WRITTEN INSTRUCTION: Scan the lines below for the string "components" and report how many lines contain it, giving only the number.
=== GIVEN MATERIAL ===
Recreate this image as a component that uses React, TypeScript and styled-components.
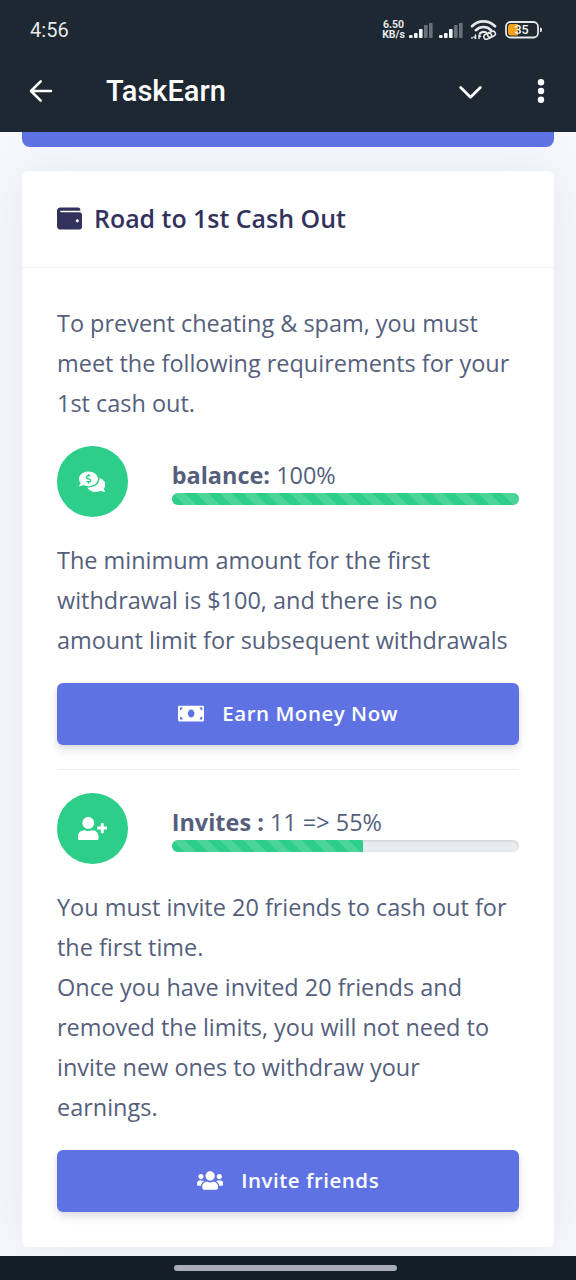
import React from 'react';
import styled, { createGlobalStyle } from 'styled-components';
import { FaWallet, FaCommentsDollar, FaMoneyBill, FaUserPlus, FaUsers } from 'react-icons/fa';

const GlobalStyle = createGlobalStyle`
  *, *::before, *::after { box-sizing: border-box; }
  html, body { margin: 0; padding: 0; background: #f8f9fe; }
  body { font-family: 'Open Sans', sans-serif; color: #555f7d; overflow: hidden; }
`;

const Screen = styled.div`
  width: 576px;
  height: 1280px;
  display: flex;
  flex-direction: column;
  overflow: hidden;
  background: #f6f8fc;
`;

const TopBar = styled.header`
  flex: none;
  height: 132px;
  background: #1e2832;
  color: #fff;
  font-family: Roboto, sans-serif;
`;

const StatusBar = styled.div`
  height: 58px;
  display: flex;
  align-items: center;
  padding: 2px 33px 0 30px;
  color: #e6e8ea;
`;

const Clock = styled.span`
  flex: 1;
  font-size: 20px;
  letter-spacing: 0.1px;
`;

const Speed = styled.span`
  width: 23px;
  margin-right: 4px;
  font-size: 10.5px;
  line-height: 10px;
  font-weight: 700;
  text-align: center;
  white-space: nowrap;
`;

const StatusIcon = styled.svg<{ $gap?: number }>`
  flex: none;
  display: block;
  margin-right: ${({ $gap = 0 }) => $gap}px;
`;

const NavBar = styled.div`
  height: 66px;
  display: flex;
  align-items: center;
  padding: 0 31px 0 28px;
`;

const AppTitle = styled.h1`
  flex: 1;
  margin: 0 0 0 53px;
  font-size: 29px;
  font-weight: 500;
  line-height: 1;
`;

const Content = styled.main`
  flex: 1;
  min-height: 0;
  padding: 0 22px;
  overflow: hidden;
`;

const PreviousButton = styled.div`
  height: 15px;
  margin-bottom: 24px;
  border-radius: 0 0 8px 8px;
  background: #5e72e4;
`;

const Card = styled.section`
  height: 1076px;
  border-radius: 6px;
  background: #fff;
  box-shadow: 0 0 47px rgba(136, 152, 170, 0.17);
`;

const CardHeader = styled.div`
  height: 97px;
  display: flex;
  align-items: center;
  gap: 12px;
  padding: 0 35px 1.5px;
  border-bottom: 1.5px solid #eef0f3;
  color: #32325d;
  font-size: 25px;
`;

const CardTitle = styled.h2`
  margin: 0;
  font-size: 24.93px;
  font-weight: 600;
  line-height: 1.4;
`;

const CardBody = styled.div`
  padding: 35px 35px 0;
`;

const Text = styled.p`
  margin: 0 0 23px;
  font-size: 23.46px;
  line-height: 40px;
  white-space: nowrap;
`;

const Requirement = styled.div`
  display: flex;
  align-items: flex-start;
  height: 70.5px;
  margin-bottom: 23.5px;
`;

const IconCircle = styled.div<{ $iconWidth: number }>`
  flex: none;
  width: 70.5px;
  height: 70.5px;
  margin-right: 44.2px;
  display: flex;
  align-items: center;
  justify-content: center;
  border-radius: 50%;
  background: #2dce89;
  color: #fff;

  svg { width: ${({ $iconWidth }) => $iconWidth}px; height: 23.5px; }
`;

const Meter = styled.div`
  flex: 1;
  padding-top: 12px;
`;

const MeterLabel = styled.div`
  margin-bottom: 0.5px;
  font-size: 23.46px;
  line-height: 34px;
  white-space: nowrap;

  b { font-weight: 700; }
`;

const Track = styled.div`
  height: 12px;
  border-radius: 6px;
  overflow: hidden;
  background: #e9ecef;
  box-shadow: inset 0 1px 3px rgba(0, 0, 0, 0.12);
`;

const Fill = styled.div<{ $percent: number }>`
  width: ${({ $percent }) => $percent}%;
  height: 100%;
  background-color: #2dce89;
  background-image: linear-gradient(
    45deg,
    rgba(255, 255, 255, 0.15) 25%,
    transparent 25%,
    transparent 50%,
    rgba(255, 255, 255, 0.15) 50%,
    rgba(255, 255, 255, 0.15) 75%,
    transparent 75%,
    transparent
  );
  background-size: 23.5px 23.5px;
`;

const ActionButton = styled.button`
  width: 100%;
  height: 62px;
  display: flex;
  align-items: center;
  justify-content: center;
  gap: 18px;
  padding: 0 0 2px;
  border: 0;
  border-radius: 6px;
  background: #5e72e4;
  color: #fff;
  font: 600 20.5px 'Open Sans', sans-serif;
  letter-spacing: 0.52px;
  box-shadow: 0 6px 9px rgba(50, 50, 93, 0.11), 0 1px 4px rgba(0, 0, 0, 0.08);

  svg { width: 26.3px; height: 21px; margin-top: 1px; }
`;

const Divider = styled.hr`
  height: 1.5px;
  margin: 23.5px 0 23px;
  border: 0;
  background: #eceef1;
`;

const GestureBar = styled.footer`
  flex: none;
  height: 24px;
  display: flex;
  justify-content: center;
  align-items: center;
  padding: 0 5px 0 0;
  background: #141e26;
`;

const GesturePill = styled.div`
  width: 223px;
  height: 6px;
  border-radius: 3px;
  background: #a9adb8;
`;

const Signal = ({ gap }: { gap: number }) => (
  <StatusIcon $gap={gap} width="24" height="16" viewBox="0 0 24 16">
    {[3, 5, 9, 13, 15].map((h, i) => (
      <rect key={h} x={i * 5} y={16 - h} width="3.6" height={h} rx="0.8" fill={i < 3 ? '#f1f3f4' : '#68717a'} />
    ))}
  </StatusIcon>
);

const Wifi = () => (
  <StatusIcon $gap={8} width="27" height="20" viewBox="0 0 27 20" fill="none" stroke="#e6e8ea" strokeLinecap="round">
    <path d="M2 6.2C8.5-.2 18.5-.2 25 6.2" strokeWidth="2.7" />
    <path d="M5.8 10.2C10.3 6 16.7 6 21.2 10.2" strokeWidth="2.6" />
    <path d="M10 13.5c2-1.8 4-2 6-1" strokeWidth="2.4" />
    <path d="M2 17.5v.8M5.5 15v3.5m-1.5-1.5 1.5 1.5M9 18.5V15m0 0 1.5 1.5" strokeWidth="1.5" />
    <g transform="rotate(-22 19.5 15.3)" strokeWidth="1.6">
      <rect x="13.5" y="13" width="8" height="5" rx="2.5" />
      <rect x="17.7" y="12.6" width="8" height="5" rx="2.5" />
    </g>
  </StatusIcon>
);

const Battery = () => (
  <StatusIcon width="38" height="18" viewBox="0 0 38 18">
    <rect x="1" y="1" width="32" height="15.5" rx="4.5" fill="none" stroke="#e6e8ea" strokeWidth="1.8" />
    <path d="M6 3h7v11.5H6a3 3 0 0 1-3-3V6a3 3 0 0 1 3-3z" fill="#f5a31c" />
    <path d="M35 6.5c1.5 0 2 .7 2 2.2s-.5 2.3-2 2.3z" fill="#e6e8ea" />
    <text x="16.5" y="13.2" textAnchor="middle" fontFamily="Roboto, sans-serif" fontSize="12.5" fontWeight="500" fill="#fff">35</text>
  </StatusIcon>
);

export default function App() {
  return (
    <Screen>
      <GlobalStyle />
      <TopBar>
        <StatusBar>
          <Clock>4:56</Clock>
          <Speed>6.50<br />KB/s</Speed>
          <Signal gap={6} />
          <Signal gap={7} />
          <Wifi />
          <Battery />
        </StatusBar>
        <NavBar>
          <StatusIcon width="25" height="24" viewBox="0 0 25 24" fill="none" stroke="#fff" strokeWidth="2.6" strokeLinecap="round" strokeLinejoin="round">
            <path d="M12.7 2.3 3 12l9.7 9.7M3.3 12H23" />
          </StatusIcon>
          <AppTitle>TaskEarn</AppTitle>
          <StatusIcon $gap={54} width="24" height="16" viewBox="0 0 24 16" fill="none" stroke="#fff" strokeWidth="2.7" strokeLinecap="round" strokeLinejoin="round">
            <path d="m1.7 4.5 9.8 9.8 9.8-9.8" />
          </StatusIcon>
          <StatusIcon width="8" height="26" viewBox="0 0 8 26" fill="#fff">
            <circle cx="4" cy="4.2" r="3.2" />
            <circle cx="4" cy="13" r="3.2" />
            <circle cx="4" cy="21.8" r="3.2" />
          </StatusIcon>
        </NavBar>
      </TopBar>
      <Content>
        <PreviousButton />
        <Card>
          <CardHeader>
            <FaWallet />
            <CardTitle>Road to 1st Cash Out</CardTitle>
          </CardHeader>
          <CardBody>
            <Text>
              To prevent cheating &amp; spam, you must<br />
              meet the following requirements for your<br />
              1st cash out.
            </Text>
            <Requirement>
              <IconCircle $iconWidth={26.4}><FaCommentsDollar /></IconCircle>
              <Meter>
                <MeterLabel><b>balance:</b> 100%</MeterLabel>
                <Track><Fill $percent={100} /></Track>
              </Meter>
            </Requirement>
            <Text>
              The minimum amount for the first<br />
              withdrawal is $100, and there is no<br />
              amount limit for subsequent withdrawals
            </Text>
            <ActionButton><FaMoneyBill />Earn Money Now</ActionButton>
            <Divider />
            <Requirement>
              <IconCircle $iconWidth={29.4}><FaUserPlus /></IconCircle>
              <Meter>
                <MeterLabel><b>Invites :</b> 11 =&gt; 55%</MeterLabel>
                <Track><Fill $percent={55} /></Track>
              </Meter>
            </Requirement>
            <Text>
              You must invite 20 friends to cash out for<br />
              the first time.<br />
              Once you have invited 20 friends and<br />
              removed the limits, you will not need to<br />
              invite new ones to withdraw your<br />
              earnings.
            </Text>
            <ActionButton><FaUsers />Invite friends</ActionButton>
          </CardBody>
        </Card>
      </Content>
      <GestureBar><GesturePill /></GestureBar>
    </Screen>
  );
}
===
TASK ANSWER: 2